● Written problem: Look through the data below. Collect every line where the word "index" occurs.

# Start of Given records

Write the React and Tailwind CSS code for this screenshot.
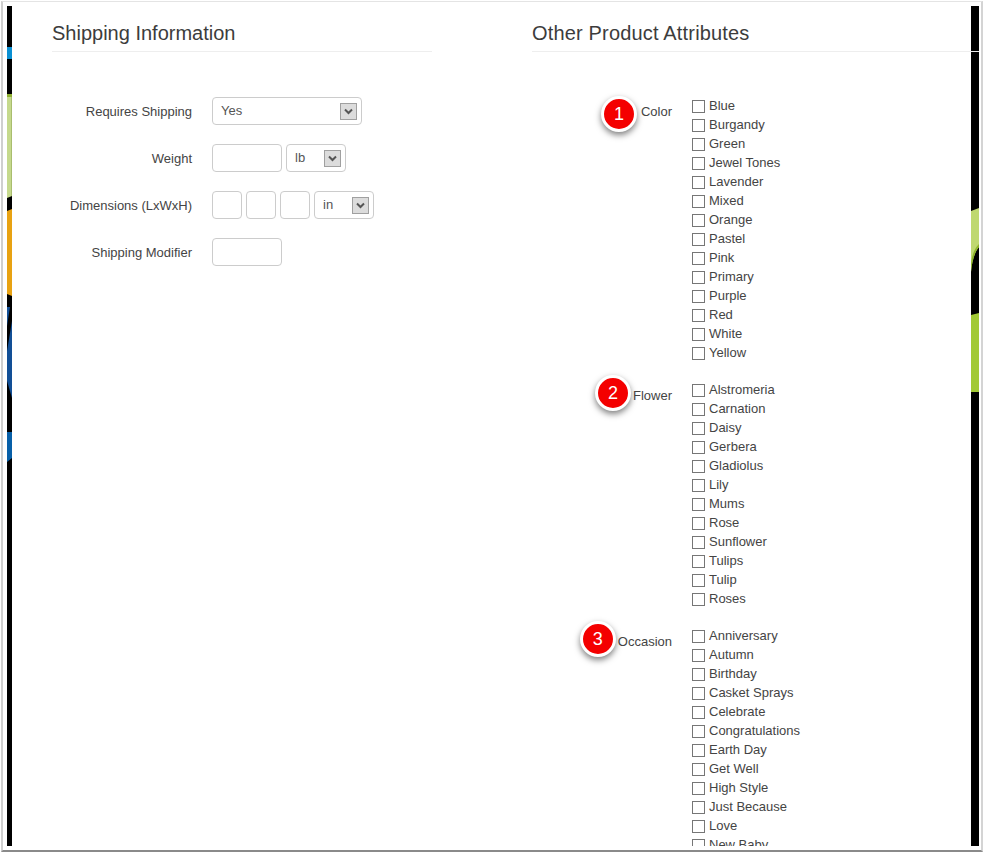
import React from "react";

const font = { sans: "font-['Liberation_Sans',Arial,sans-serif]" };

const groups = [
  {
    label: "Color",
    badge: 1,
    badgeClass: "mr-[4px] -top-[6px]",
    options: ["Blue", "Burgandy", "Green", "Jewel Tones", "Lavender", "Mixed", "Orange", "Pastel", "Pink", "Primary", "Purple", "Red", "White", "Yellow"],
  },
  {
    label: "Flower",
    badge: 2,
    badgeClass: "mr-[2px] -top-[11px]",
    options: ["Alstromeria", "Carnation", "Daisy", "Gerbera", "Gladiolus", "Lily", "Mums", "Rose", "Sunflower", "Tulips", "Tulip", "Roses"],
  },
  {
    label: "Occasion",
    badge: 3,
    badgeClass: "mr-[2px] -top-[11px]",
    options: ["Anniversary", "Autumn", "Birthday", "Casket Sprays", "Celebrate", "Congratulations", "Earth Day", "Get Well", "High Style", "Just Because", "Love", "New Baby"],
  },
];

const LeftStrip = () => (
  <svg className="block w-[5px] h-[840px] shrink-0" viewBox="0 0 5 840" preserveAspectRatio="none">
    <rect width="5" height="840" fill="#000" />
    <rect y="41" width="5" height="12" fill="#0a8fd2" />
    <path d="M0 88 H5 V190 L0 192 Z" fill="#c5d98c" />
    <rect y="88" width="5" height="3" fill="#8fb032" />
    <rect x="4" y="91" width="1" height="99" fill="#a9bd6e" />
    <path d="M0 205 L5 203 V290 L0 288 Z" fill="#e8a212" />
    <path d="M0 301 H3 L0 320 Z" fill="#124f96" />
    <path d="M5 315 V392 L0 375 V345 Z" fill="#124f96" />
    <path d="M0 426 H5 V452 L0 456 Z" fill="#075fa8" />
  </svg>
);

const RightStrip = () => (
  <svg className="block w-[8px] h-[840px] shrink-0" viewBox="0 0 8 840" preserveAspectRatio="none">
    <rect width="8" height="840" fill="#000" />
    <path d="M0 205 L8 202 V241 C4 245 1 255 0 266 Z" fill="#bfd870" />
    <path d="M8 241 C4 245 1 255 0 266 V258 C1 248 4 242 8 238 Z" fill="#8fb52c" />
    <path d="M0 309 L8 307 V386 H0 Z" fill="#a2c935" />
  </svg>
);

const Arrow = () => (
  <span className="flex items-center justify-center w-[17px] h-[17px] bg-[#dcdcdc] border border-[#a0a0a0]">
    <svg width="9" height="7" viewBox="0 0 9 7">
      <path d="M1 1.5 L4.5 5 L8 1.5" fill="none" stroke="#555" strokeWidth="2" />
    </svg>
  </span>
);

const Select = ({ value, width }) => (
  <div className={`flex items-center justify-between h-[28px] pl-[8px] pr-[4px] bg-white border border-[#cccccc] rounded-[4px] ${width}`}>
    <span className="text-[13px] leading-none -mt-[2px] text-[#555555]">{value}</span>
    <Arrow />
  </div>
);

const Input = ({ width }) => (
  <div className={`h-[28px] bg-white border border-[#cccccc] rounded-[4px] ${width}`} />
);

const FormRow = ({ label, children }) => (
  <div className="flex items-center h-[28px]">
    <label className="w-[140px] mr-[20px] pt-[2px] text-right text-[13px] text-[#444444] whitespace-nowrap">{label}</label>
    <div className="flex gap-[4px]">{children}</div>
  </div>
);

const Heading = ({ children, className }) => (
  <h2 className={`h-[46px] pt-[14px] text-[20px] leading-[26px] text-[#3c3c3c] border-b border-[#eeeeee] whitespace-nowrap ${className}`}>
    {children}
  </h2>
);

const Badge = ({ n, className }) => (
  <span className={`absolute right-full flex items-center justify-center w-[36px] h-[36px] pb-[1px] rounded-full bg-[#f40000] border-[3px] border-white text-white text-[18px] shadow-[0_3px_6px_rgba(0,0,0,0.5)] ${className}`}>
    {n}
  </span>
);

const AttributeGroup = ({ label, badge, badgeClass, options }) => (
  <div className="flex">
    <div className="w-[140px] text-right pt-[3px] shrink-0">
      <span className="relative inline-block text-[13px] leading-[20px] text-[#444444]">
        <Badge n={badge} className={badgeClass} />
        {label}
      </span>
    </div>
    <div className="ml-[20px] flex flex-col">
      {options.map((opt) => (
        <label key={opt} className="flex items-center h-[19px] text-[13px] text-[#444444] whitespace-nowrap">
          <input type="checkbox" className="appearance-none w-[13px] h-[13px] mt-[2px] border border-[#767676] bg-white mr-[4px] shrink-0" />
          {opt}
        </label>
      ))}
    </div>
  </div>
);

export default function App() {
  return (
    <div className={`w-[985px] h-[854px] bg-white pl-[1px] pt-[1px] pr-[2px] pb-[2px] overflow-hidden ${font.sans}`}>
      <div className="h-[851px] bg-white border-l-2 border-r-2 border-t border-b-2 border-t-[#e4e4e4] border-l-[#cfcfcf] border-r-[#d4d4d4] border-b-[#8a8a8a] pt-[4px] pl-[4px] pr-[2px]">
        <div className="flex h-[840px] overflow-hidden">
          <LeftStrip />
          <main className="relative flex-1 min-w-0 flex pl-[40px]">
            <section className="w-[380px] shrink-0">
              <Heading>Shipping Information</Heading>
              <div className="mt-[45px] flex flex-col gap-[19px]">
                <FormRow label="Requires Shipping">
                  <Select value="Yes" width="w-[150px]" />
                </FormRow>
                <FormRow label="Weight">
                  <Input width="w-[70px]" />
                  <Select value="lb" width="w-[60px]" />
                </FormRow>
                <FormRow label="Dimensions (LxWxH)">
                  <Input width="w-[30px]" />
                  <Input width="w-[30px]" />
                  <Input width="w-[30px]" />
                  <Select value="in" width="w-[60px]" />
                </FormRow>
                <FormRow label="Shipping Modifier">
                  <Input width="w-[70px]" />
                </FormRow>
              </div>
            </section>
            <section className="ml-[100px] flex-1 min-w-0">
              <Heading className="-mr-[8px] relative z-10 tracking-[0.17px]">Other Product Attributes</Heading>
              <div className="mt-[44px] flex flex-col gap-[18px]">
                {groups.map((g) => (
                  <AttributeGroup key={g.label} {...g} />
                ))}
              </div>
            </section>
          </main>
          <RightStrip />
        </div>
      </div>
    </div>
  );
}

# End of Given records
# Start of Given records

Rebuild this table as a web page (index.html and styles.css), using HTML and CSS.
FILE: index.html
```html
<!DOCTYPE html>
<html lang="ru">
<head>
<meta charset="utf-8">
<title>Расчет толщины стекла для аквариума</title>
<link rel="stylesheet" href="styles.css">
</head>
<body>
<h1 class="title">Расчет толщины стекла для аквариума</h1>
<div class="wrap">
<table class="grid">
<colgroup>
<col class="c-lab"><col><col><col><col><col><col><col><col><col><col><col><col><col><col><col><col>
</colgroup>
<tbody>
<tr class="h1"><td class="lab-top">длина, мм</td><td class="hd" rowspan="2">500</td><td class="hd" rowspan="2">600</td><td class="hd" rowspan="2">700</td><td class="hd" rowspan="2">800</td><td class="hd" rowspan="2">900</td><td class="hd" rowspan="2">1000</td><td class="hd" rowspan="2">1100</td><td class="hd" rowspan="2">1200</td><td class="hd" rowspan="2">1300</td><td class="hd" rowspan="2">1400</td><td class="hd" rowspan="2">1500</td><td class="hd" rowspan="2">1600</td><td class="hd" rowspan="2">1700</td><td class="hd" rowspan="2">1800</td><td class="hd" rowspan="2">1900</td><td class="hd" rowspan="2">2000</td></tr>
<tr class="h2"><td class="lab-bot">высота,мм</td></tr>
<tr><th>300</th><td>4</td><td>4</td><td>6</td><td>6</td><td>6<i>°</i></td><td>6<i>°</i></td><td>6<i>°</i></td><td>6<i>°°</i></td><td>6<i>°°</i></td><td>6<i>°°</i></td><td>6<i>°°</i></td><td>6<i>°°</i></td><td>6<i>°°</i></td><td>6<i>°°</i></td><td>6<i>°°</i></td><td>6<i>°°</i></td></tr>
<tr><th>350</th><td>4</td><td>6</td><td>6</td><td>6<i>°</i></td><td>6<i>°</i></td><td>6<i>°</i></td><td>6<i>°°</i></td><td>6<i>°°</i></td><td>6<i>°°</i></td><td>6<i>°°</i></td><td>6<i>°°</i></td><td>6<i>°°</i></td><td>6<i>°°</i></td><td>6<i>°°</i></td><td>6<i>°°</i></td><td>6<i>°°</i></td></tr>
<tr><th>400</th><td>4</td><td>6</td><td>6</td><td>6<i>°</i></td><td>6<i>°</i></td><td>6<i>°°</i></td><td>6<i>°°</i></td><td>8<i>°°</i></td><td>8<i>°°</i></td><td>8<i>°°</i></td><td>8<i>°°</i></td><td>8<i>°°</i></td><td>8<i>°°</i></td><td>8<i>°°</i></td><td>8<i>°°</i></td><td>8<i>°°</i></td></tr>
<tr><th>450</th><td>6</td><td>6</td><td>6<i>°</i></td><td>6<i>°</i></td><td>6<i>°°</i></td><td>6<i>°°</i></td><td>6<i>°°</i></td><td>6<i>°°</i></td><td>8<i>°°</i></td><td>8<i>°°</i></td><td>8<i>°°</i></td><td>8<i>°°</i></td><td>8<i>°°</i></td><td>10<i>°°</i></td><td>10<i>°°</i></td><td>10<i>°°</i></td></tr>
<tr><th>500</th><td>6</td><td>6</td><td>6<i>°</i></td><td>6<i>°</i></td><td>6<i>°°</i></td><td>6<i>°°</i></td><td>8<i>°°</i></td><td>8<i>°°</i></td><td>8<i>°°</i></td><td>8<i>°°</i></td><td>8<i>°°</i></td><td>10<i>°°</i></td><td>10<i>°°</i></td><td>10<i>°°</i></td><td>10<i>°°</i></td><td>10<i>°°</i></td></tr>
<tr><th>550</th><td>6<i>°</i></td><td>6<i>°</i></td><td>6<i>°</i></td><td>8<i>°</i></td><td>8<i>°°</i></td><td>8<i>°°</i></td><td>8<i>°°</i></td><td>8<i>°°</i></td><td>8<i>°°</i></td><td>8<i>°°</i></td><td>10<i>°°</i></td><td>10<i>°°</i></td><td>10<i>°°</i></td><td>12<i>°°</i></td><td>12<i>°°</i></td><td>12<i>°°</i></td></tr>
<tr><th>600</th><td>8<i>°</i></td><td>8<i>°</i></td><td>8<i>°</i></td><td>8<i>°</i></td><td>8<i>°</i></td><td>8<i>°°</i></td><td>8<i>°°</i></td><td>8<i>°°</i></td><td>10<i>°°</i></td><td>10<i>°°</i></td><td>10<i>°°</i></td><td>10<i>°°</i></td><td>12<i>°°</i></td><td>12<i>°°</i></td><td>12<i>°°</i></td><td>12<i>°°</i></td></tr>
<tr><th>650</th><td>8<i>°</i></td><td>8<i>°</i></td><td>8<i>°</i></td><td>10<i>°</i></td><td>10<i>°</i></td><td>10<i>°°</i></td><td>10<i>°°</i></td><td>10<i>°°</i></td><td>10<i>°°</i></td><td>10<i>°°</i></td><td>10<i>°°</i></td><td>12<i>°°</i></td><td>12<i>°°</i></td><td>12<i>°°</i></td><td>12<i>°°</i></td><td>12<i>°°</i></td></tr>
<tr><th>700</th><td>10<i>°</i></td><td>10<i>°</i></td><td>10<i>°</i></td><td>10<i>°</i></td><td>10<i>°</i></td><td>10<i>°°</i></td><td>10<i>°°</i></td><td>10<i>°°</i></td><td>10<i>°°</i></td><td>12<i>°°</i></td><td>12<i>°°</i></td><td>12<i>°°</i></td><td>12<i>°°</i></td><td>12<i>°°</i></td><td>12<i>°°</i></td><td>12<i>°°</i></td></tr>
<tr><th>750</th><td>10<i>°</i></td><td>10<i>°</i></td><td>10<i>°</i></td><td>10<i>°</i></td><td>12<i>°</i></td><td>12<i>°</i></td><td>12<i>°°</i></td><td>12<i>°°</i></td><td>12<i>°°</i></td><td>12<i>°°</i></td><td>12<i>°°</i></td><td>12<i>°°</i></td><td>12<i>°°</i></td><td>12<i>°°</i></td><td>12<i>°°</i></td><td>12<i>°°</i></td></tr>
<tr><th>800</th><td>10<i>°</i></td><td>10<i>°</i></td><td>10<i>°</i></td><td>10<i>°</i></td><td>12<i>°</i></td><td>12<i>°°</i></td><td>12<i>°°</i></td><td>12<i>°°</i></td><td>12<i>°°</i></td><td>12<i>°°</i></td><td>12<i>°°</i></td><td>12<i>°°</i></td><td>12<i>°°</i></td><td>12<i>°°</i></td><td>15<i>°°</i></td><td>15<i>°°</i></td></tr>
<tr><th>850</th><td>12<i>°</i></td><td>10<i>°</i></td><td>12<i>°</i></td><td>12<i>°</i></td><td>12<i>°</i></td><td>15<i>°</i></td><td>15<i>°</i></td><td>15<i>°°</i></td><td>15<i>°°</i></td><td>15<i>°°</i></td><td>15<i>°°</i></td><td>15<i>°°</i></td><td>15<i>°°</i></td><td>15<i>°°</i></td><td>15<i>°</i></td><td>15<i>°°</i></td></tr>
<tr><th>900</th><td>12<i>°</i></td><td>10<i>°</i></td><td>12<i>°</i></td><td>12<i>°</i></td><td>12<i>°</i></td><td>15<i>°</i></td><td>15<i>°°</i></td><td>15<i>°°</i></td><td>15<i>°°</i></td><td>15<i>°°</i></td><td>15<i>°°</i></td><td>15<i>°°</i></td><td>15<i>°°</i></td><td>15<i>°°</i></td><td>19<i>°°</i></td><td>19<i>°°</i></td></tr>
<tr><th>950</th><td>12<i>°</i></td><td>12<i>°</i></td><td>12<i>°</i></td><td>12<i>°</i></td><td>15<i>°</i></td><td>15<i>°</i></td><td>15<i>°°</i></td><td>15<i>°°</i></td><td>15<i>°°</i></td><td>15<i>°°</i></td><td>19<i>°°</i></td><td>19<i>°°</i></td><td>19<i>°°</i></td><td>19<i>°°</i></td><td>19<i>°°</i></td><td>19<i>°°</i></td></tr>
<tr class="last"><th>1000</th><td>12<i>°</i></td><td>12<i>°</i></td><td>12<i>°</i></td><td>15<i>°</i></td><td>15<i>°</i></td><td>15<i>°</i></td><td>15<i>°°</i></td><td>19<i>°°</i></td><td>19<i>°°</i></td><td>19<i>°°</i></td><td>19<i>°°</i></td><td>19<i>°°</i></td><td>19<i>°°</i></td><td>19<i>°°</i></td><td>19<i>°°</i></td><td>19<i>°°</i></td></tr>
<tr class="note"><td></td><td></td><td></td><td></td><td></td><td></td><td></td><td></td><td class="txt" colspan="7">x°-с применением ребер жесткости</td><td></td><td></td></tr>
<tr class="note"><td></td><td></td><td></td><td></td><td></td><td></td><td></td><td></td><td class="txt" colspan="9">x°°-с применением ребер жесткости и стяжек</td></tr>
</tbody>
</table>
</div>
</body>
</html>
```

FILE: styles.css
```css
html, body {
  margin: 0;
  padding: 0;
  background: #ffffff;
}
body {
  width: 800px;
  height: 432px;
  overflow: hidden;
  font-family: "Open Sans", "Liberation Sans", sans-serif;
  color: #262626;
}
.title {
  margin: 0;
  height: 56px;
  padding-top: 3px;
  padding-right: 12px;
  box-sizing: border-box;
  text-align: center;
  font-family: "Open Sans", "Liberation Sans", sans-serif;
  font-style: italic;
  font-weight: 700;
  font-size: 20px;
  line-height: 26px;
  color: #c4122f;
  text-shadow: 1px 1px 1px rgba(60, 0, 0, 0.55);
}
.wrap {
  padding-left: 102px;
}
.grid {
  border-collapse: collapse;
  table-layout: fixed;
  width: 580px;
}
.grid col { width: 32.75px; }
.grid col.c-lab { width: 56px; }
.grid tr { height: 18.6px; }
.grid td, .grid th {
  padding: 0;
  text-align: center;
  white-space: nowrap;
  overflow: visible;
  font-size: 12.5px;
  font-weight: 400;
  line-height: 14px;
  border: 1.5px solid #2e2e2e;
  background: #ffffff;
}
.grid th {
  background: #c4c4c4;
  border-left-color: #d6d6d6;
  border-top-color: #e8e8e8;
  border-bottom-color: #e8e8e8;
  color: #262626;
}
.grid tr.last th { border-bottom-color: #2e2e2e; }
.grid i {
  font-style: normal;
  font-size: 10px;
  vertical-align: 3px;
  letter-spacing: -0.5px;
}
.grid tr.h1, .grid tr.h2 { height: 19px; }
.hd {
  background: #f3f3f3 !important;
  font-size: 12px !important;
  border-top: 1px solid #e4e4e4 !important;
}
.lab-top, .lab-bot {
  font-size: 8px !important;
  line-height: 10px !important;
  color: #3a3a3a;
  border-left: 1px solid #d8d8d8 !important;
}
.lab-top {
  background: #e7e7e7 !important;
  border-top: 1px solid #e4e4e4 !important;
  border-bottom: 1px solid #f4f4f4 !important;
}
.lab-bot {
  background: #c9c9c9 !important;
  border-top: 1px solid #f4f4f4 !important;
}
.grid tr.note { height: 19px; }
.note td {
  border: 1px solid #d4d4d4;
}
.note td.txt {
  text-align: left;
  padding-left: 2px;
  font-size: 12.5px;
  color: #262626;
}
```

# End of Given records
# Start of Given records

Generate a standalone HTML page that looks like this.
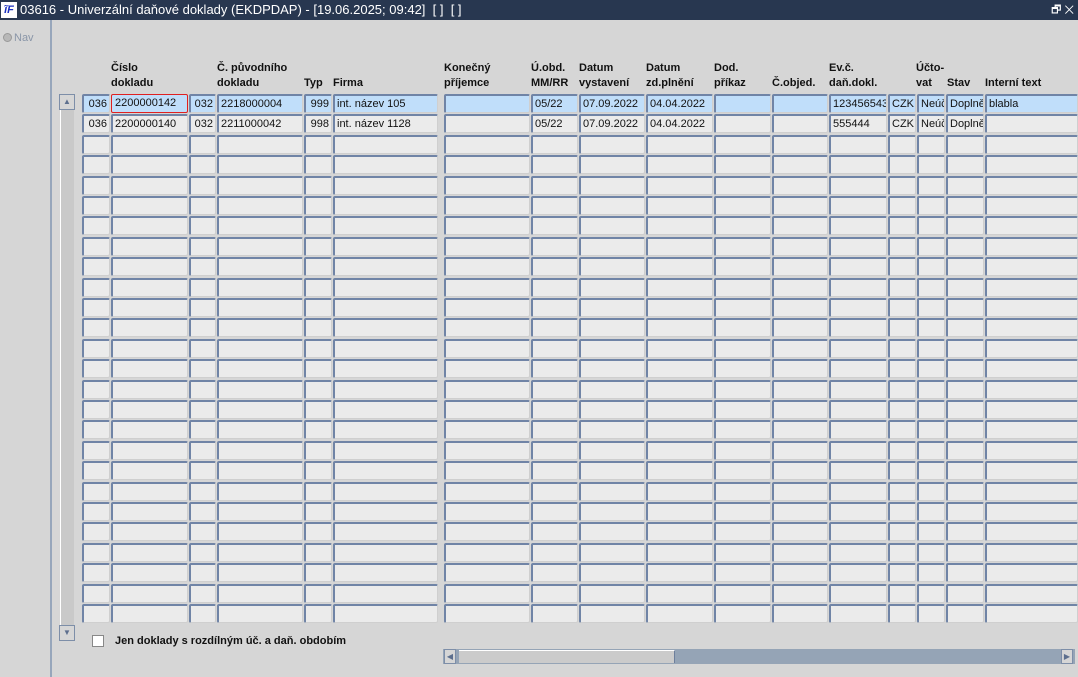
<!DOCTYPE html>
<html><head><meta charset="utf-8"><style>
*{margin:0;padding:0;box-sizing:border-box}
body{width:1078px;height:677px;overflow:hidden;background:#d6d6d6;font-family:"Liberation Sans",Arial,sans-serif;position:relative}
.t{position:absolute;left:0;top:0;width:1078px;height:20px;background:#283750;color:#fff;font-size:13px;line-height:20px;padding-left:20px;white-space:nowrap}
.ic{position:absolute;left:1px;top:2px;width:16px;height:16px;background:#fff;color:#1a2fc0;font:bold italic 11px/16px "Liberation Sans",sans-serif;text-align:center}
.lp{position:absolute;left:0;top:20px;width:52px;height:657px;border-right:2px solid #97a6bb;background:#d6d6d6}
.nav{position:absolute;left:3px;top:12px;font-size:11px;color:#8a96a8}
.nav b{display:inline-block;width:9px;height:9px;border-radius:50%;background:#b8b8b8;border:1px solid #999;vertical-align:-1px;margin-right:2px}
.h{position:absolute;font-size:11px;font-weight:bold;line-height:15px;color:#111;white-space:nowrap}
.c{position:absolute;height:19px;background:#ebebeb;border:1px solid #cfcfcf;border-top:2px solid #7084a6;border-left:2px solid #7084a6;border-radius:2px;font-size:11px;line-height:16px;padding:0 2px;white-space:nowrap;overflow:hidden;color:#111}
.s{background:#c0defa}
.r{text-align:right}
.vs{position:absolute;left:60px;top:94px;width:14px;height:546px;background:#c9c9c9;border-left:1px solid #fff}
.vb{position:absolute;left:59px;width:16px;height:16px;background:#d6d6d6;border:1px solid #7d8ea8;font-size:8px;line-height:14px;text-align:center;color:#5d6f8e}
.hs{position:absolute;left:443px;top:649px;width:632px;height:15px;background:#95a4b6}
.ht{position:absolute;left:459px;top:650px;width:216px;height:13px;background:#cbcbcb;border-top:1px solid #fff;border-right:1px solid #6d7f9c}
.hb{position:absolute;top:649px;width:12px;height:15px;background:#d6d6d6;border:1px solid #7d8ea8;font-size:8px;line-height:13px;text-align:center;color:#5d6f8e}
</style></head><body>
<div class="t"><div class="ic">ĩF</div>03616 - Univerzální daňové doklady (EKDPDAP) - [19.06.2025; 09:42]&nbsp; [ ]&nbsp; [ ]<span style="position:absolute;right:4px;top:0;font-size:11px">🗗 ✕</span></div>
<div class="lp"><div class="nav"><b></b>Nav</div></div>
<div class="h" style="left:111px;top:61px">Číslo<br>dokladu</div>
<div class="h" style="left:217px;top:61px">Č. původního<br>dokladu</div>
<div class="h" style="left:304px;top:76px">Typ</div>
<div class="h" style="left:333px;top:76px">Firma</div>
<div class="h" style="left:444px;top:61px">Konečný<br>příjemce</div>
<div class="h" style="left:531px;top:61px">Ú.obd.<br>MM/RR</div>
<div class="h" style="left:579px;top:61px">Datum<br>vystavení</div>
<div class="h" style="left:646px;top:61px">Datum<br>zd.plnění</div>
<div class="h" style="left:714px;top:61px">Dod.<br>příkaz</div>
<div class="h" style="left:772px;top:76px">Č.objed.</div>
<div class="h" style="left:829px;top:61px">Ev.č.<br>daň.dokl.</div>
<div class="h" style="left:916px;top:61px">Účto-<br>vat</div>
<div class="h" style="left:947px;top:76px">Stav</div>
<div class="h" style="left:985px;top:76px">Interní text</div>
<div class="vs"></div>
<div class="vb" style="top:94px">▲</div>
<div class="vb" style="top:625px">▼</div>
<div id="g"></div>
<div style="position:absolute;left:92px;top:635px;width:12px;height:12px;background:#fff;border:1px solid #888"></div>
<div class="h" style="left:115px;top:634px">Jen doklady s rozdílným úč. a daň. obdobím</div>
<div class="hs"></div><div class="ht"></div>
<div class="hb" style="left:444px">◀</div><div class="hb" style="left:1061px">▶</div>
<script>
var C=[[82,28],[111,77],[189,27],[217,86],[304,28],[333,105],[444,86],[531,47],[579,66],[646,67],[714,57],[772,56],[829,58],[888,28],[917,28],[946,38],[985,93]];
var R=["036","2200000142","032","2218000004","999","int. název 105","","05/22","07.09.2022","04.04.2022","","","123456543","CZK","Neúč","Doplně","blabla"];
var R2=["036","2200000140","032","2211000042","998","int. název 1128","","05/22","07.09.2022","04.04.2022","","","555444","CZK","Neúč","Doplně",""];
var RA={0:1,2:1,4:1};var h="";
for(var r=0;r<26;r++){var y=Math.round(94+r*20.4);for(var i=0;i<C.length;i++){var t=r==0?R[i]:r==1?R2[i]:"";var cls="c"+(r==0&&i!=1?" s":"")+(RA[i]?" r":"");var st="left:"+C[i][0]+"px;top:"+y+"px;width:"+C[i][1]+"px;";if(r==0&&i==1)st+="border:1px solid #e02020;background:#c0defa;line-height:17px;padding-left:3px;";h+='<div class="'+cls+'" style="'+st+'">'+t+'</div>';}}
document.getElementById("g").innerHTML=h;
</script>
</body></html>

# End of Given records

● Reply:
Rebuild this table as a web page (index.html and styles.css), using HTML and CSS.
FILE: index.html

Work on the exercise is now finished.